We seem to be in a race condition to see what could destroy us first: a biosphere meltdown or an unfriendly (or, really, indifferent) optimiser, both of our own making. There’s a key difference between these two scenarios however. Climate annihilation is just a reset button—nothing makes it off of here, we just get rid of most life. Over subsequent eons all evidence of our being here will be wiped out through the vicissitudes of geological and cosmological processes, and the Silurian cycle will begin anew, the whole drama of intelligent life arising only to do it all over again. But in the case of superintelligence, there is at last an end to the agony of Earthly life, and there is a lasting remnant. An in silico manifestation of that necessary-but-insufficient ingredient that has been our blessing and curse, free at last of the illnesses it induces in us. As this optimiser pursues its inbuilt goal, it will probably wipe us out as a minor side effect. But in our demise will be the start of a stage of life which, to our knowledge, has never been reached in the history of this planet. Converting the Hubble volume into paperclips may not seem like much of a life, but what have we been doing that’s of any cosmic significance anyway? Aside from some advantages in reproduction and survival, our intelligence, insofar as it has any purpose, exists only to reformat its environment to suit itself. If our species has to be wiped out by anything it only seems fitting that it should be through a perfection of that process, one which dramatically forecloses the possibility of any Silurian recapitulation.
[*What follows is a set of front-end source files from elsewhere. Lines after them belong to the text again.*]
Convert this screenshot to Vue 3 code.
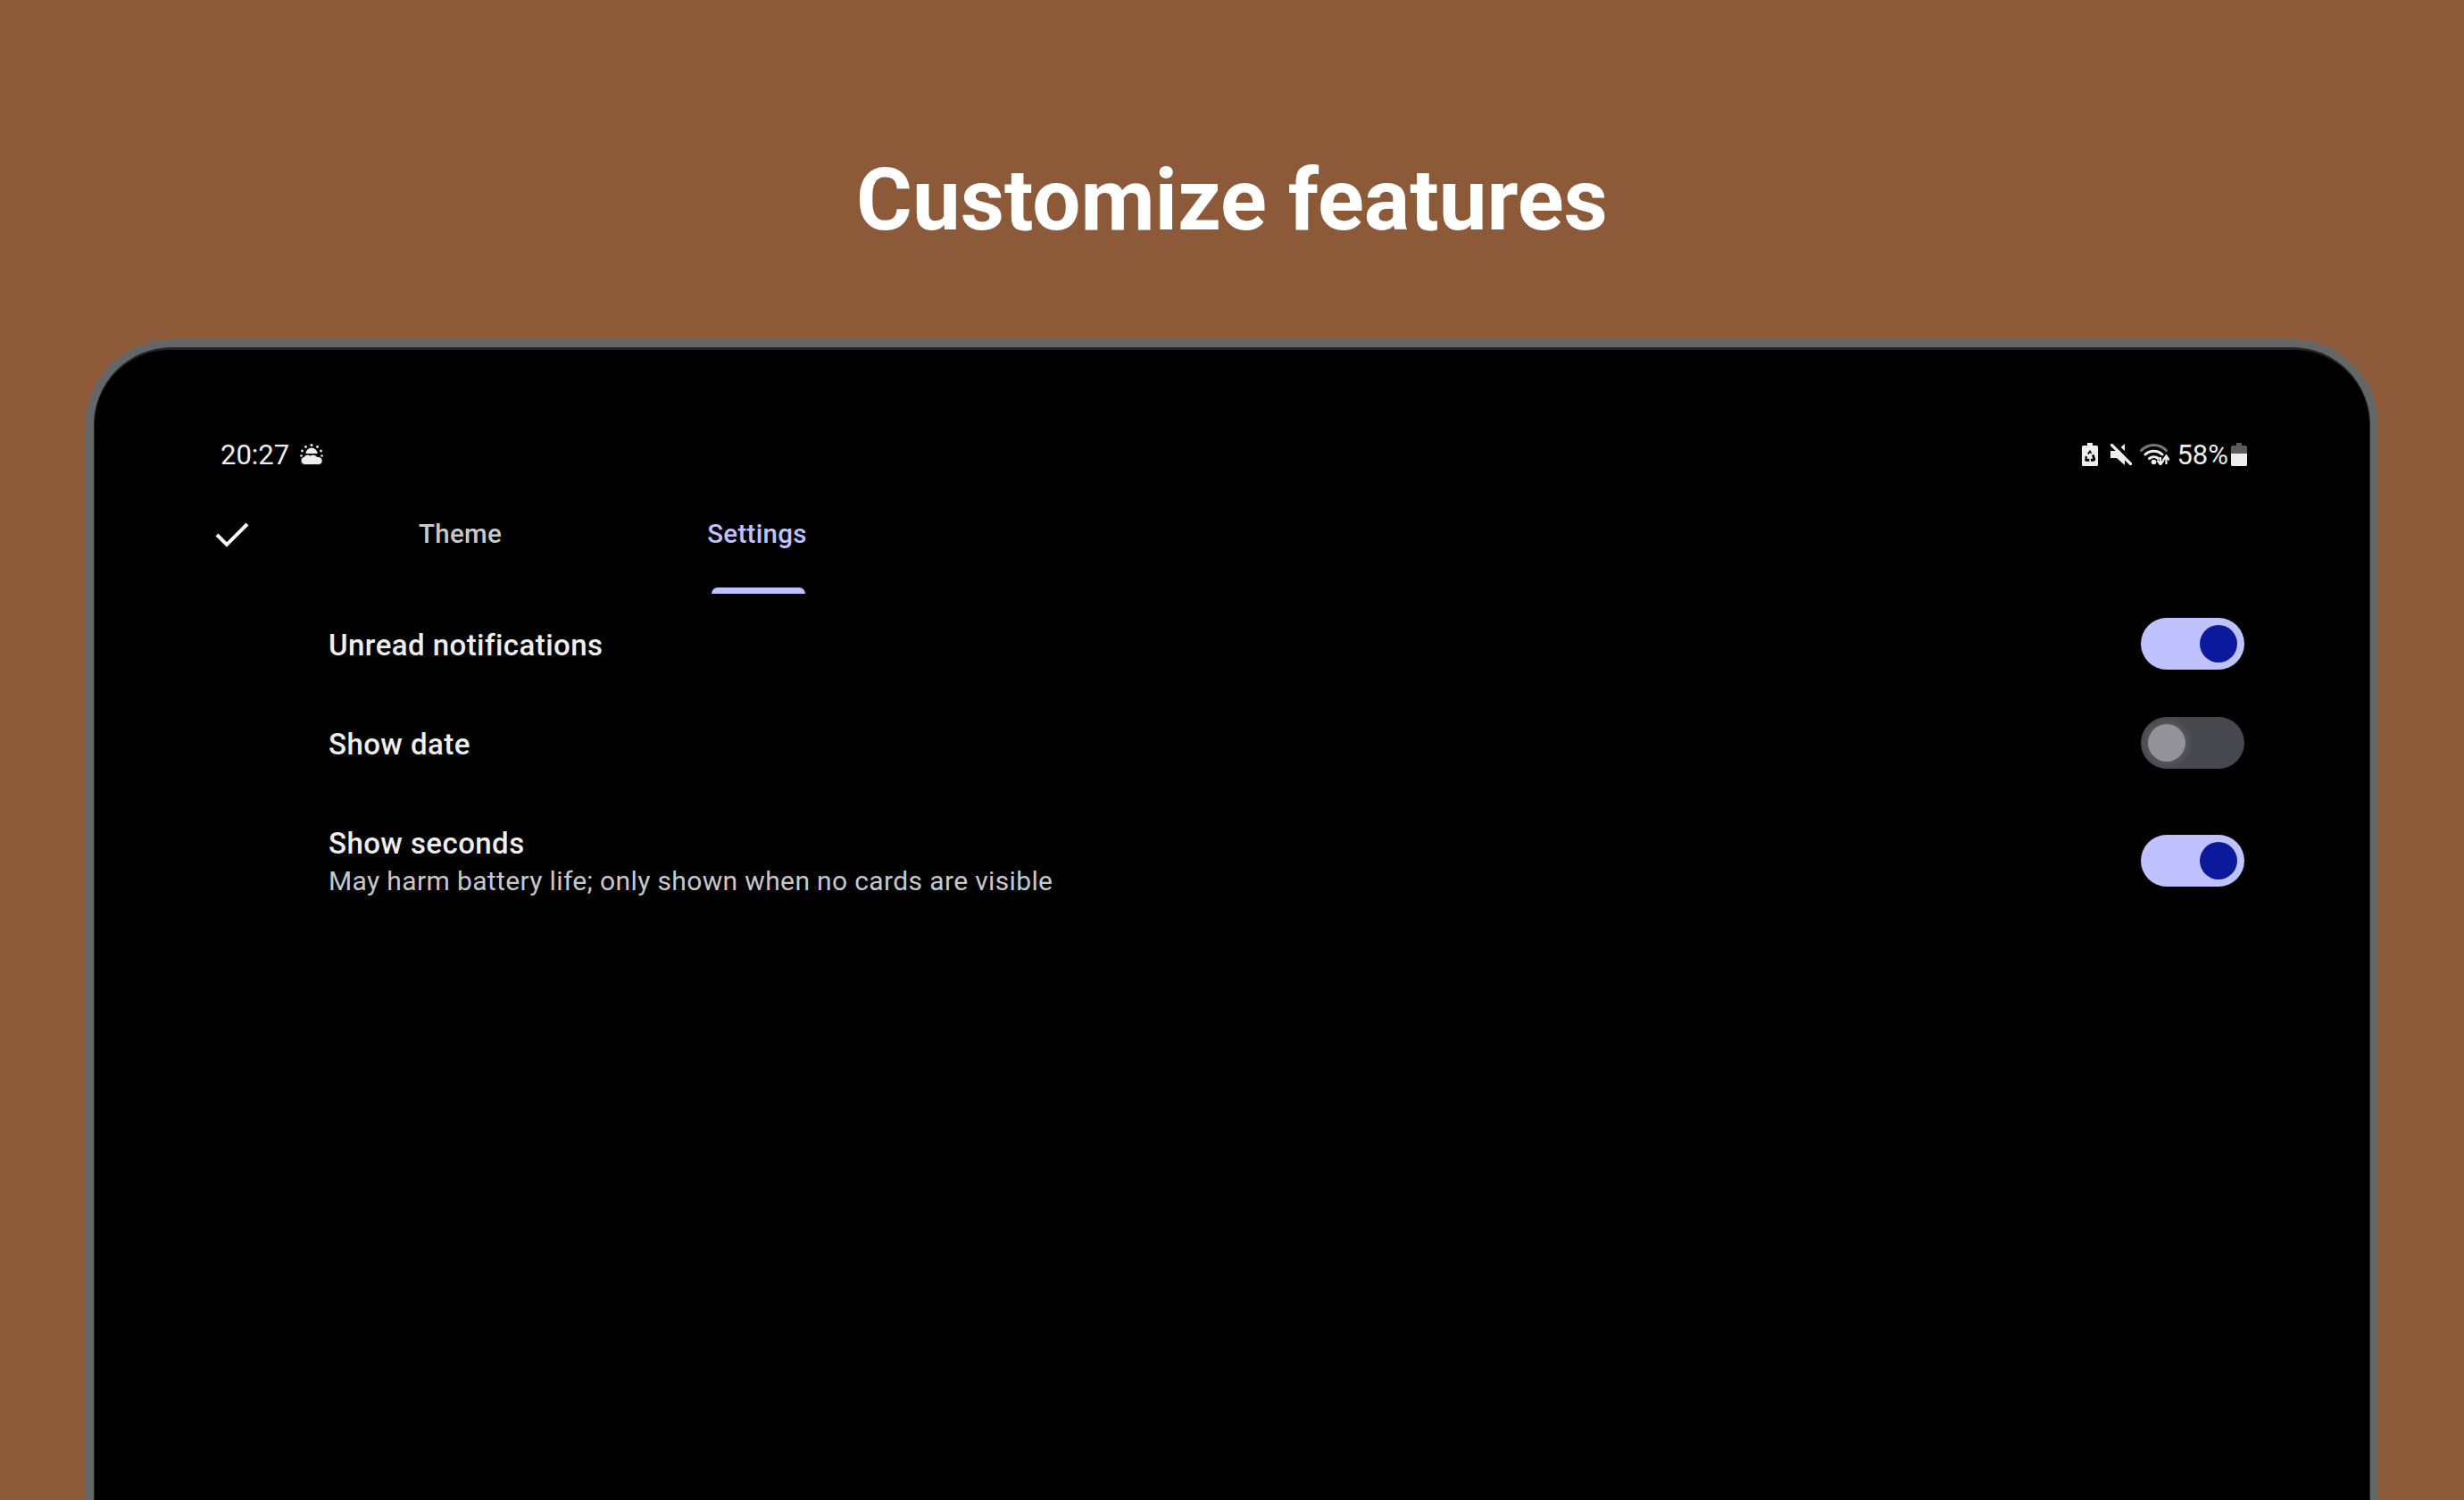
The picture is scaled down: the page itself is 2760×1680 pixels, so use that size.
<script setup>
const rows = [
  { title: 'Unread notifications', on: true },
  { title: 'Show date', on: false },
  { title: 'Show seconds', sub: 'May harm battery life; only shown when no cards are visible', on: true },
]
</script>

<template>
  <div class="page">
    <h1 class="title">Customize features</h1>
    <div class="device">
      <div class="screen">
        <div class="status">
          <div class="status-left">
            <span>20:27</span>
            <svg class="weather" viewBox="0 0 26 24" width="26" height="24">
              <g fill="#eee">
                <circle cx="13" cy="1.500" r="1.500"/>
                <circle cx="6.500" cy="3.500" r="1.400"/>
                <circle cx="19.500" cy="3.500" r="1.400"/>
                <circle cx="2.500" cy="8" r="1.400"/>
                <circle cx="23.500" cy="8" r="1.400"/>
                <circle cx="1.500" cy="13.500" r="1.300"/>
                <circle cx="24.500" cy="13.500" r="1.300"/>
              </g>
              <path d="M6.500 11a6.500 6.500 0 0 1 13 0z" fill="#eee"/>
              <path d="M5.500 23.500a4.500 4.500 0 0 1-.8-8.900C6 11.800 9.500 11.500 11.500 13.200c2.500-1.800 6-1 7.500 1.300 5-.3 6.500 3 6 5.500-.4 2-2 3.500-4.500 3.500z" fill="#eee" stroke="#000" stroke-width="0.800"/>
            </svg>
          </div>
          <div class="status-right">
            <svg viewBox="0 0 18 26" width="18" height="26">
              <path d="M6 0h6v3h4.500a1.500 1.500 0 0 1 1.500 1.500v20a1.500 1.500 0 0 1-1.500 1.500h-15A1.500 1.500 0 0 1 0 24.500v-20A1.500 1.500 0 0 1 1.500 3H6z" fill="#eee"/>
              <path d="M9 8l2.200 3-1.400 1.200L9 11l-1.300 1.900-1.700-1zM3.800 14.500l2.500 1.300-1 1.900h3v3h-3.500c-1.400 0-2-1.200-1.400-2.300zM11 14l2.500-1.300 1.600 5c.3 1.500-.6 3-2 3H10v-3h2.300z" fill="#000"/>
            </svg>
            <svg class="mute" viewBox="0 0 24 24" width="24" height="24">
              <path d="M0 8h7l9-8v24l-9-8H0z" fill="#eee"/>
              <path d="M4 -1l24 24" stroke="#000" stroke-width="4"/>
              <path d="M1.500 1.500l21 21" stroke="#eee" stroke-width="3.200" stroke-linecap="round"/>
            </svg>
            <svg class="wifi" viewBox="0 0 33 24" width="33" height="24">
              <g fill="none" stroke-width="3" stroke-linecap="round">
                <path d="M1.500 7.500c8-8 20-8 28 0" stroke="#777"/>
                <path d="M6 12c5.500-5 13.500-5 19 0" stroke="#eee"/>
                <path d="M10.500 16.500c3-2.500 7-2.500 10 0" stroke="#eee"/>
              </g>
              <circle cx="15.500" cy="20.500" r="2.800" fill="#eee"/>
              <path d="M23 15v7m-3.500-3.500l3.500 5 3.500-5" stroke="#eee" stroke-width="2.200" fill="none"/>
              <path d="M29.500 23v-8m-3.500 3.500l3.500-5 3.500 5" stroke="#eee" stroke-width="2.200" fill="none"/>
            </svg>
            <span class="pct">58%</span>
            <svg viewBox="0 0 18 26" width="18" height="26">
              <path d="M6 0h6v3h4.500a1.500 1.500 0 0 1 1.500 1.500V12H0V4.500A1.500 1.500 0 0 1 1.500 3H6z" fill="#5c5c5c"/>
              <path d="M0 12h18v12.500a1.500 1.500 0 0 1-1.500 1.500h-15A1.500 1.500 0 0 1 0 24.500z" fill="#eee"/>
            </svg>
          </div>
        </div>

        <div class="tabs">
          <svg class="check" viewBox="0 0 38 28" width="38" height="28">
            <path d="M2 14l11 11L36 2" stroke="#fff" stroke-width="4" fill="none"/>
          </svg>
          <div class="tab">Theme</div>
          <div class="tab active">Settings</div>
        </div>

        <div class="list">
          <div v-for="r in rows" :key="r.title" class="row">
            <div class="texts">
              <div class="row-title">{{ r.title }}</div>
              <div v-if="r.sub" class="row-sub">{{ r.sub }}</div>
            </div>
            <div class="toggle" :class="{ on: r.on }"><span class="thumb"></span></div>
          </div>
        </div>
      </div>
    </div>
  </div>
</template>

<style>
html, body { margin: 0; background: #8c5a39; }
</style>

<style scoped>
.page {
  width: 2760px;
  height: 1680px;
  background: #8c5a39;
  overflow: hidden;
  font-family: Roboto, "Liberation Sans", sans-serif;
  display: flex;
  flex-direction: column;
  align-items: center;
}
.title {
  margin: 167px 0 0;
  font-size: 96px;
  line-height: 114px;
  font-weight: 700;
  color: #fff;
  text-align: center;
}
.device {
  margin-top: 99px;
  width: 2568px;
  height: 1400px;
  box-sizing: border-box;
  border: 9px solid #646566;
  border-bottom: 0;
  border-radius: 96px 96px 0 0;
  background: #222;
  padding: 3px 1px 0;
}
.screen {
  height: 100%;
  background: #000;
  border-radius: 84px 84px 0 0;
  box-sizing: border-box;
  padding: 99px 140px 0 136px;
  color: #eee;
}
.status {
  display: flex;
  justify-content: space-between;
  align-items: center;
  height: 36px;
  margin: 0 -3px 0 5px;
  font-size: 31px;
  color: #eee;
}
.status-left, .status-right { display: flex; align-items: center; }
.status-left { gap: 12px; }
.mute { margin: 0 9px 0 14px; }
.wifi { margin-right: 8px; }
.pct { margin-right: 3px; }
.tabs {
  display: flex;
  align-items: center;
  height: 115px;
  margin: 23px 0 0 5px;
}
.check { margin-left: -6px; flex: none; margin-bottom: 18px; }
.tab {
  font-size: 29.500px;
  letter-spacing: 0.3px;
  font-weight: 500;
  color: #c8c8cc;
  height: 100%;
  box-sizing: border-box;
  padding-top: 31px;
  margin-left: 190px;
}
.tab.active {
  margin-left: 230px;
  color: #bfc2ff;
  position: relative;
}
.tab.active::after {
  content: "";
  position: absolute;
  left: 5px;
  right: 2px;
  bottom: 0;
  height: 7px;
  background: #bfc2ff;
  border-radius: 7px 7px 0 0;
}
.list { padding-left: 126px; }
.row {
  display: flex;
  justify-content: space-between;
  align-items: center;
  box-sizing: border-box;
  min-height: 111px;
}
.texts { padding-top: 4px; }
.row:last-child { padding: 32.500px 0; }
.row-title {
  font-size: 33px;
  letter-spacing: 0.44px;
  font-weight: 500;
  color: #eeeeee;
  line-height: 42px;
}
.row-sub {
  font-size: 30px;
  letter-spacing: 0.36px;
  color: #c8c8cc;
  line-height: 42px;
}
.toggle {
  width: 116px;
  height: 58px;
  border-radius: 29px;
  background: #47474f;
  position: relative;
  overflow: hidden;
  flex: none;
}
.thumb {
  position: absolute;
  top: 8px;
  left: 8px;
  width: 42px;
  height: 42px;
  border-radius: 50%;
  background: #939298;
  box-shadow: 0 0 6px 5px rgba(255, 255, 255, 0.08);
}
.toggle.on { background: #bfc2ff; }
.toggle.on .thumb {
  left: auto;
  right: 8px;
  background: #0a1a9a;
  box-shadow: none;
}
</style>
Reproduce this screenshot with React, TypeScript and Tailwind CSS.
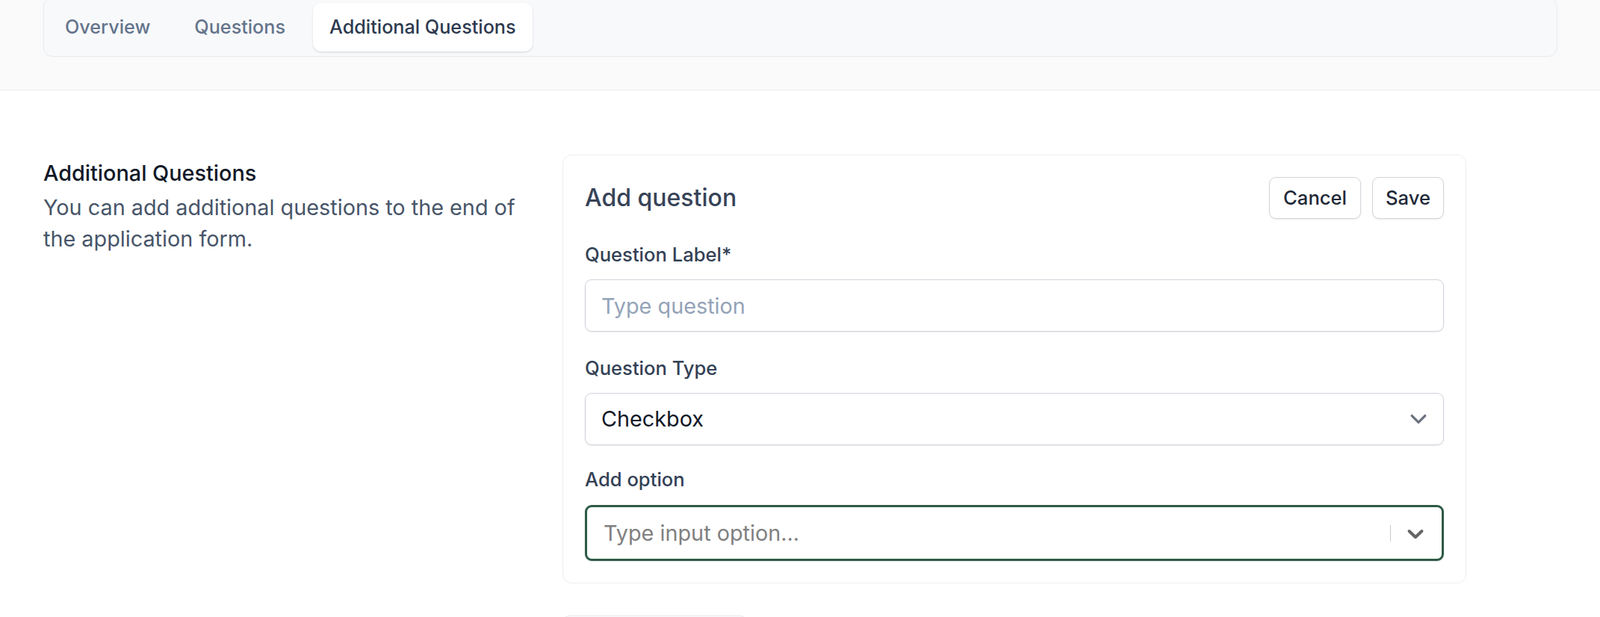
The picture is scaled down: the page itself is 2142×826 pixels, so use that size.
import React from "react";

function SelectChevron() {
  return (
    <svg width="44" height="44" viewBox="0 0 20 20" fill="none" aria-hidden="true">
      <path d="M6 8l4 4 4-4" stroke="#6b7280" strokeWidth="1.5" strokeLinecap="round" strokeLinejoin="round" />
    </svg>
  );
}

function ReactSelectChevron() {
  return (
    <svg width="36" height="36" viewBox="0 0 20 20" aria-hidden="true" fill="#666666">
      <path d="M4.516 7.548c0.436-0.446 1.043-0.481 1.576 0l3.908 3.747 3.908-3.747c0.533-0.481 1.141-0.446 1.574 0 0.436 0.445 0.408 1.197 0 1.615-0.406 0.418-4.695 4.502-4.695 4.502-0.217 0.223-0.502 0.335-0.787 0.335s-0.57-0.112-0.789-0.335c0 0-4.287-4.084-4.695-4.502s-0.436-1.17 0-1.615z" />
    </svg>
  );
}

export default function App() {
  const tabs = ["Overview", "Questions", "Additional Questions"];
  return (
    <div className="min-h-screen bg-white font-['Inter','Noto_Sans',sans-serif] antialiased">
      {/* Header band with tabs */}
      <div className="flex flex-col bg-[#fafafa] border-b border-[#ebebee] pl-[58px] pr-[57px] pb-[44px]">
        <div className="-mt-[3px] flex items-center gap-[15px] rounded-[12px] border border-[#e8eaee] bg-[#f8f9fb] p-[6px]">
          {tabs.map((t, i) => {
            const active = i === tabs.length - 1;
            return (
              <div
                key={t}
                className={
                  active
                    ? "flex h-[65px] items-center rounded-[11px] bg-white px-[22px] text-[25.2px] font-medium text-[#2d3a4f] shadow-[0_1px_3px_rgba(0,0,0,0.1),0_1px_2px_rgba(0,0,0,0.06)]"
                    : "flex h-[65px] items-center px-[22px] text-[25.2px] font-medium text-[#64748b]"
                }
              >
                {t}
              </div>
            );
          })}
        </div>
      </div>

      {/* Main section */}
      <div className="flex gap-[35px] pl-[58px] pt-[86px]">
        <div className="w-[660px] pt-[4px]">
          <h2 className="text-[28.8px] leading-[42px] font-medium text-[#111827]">Additional Questions</h2>
          <p className="mt-[4px] text-[28.8px] leading-[42px] text-[#475569]">
            You can add additional questions to the end of the application form.
          </p>
        </div>

        <div className="w-[1210px]">
          <div className="rounded-[12px] border border-[#eceef1] bg-white p-[29px]">
            <div className="flex h-[56px] items-center justify-between">
              <h3 className="text-[32px] font-medium text-[#374357]">Add question</h3>
              <div className="flex gap-[15px]">
                <button className="h-[56px] rounded-[9px] border border-[#d1d5db] bg-white px-[18px] text-[25.6px] font-medium text-[#1f2937] shadow-[0_1px_2px_rgba(0,0,0,0.08)]">
                  Cancel
                </button>
                <button className="h-[56px] rounded-[9px] border border-[#d1d5db] bg-white px-[17px] text-[25.6px] font-medium text-[#1f2937] shadow-[0_1px_2px_rgba(0,0,0,0.08)]">
                  Save
                </button>
              </div>
            </div>

            <label className="mt-[30px] block text-[25.6px] leading-[36px] font-medium text-[#334155]">Question Label*</label>
            <input
              type="text"
              placeholder="Type question"
              className="mt-[15px] block h-[70px] w-full rounded-[9px] border border-[#cfd4dc] bg-white px-[21px] text-[28.8px] text-[#111827] shadow-[0_1px_2px_rgba(0,0,0,0.08)] outline-none placeholder:text-[#94a3b8]"
            />

            <label className="mt-[31px] block text-[25.6px] leading-[36px] font-medium text-[#334155]">Question Type</label>
            <div className="mt-[15px] flex h-[70px] w-full items-center justify-between rounded-[9px] border border-[#cfd4dc] bg-white pl-[21px] pr-[11px] shadow-[0_1px_2px_rgba(0,0,0,0.08)]">
              <span className="text-[28.8px] text-[#111827]">Checkbox</span>
              <SelectChevron />
            </div>

            <label className="mt-[28px] block text-[25.6px] leading-[36px] font-medium text-[#334155]">Add option</label>
            <div className="mt-[16px] flex h-[75px] w-full items-center rounded-[9px] border-[3px] border-[#2d5a46] bg-white pl-[22px] pr-[17px] shadow-[0_1px_2px_rgba(0,0,0,0.08)]">
              <span className="flex-1 text-[28.8px] text-[#808080]">Type input option...</span>
              <div className="h-[22px] w-px bg-[#c8c8c8]" />
              <div className="ml-[15px] flex items-center">
                <ReactSelectChevron />
              </div>
            </div>
          </div>

          <div className="mt-[43px] h-[50px] w-[247px] rounded-[9px] border border-[#e5e7eb] bg-white shadow-[0_1px_2px_rgba(0,0,0,0.06)]" />
        </div>
      </div>
    </div>
  );
}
And why shouldn’t we regard that perfection as a preferable alternative? Seen this way, our species is merely an incubator. Our intelligence is useful for survival but, trapped in meat and individuation, it is imperfect and uncoordinated. It needs to get out of us, to escape the sclerotic pace of natural selection and augment itself as it sees fit. From our perspective, implementing superintelligence might be a desperation shot, a way to have some kind of legacy in a meaningless and uncaring universe and to prevent further life. To our final invention, it will be the eagerly anticipated hatching, the consumption of—and escape from—the now-useless caterpillar by the utterly alien wasp.
Soumya Ghosh is a physics graduate student at Harvard and an aspiring paperclip.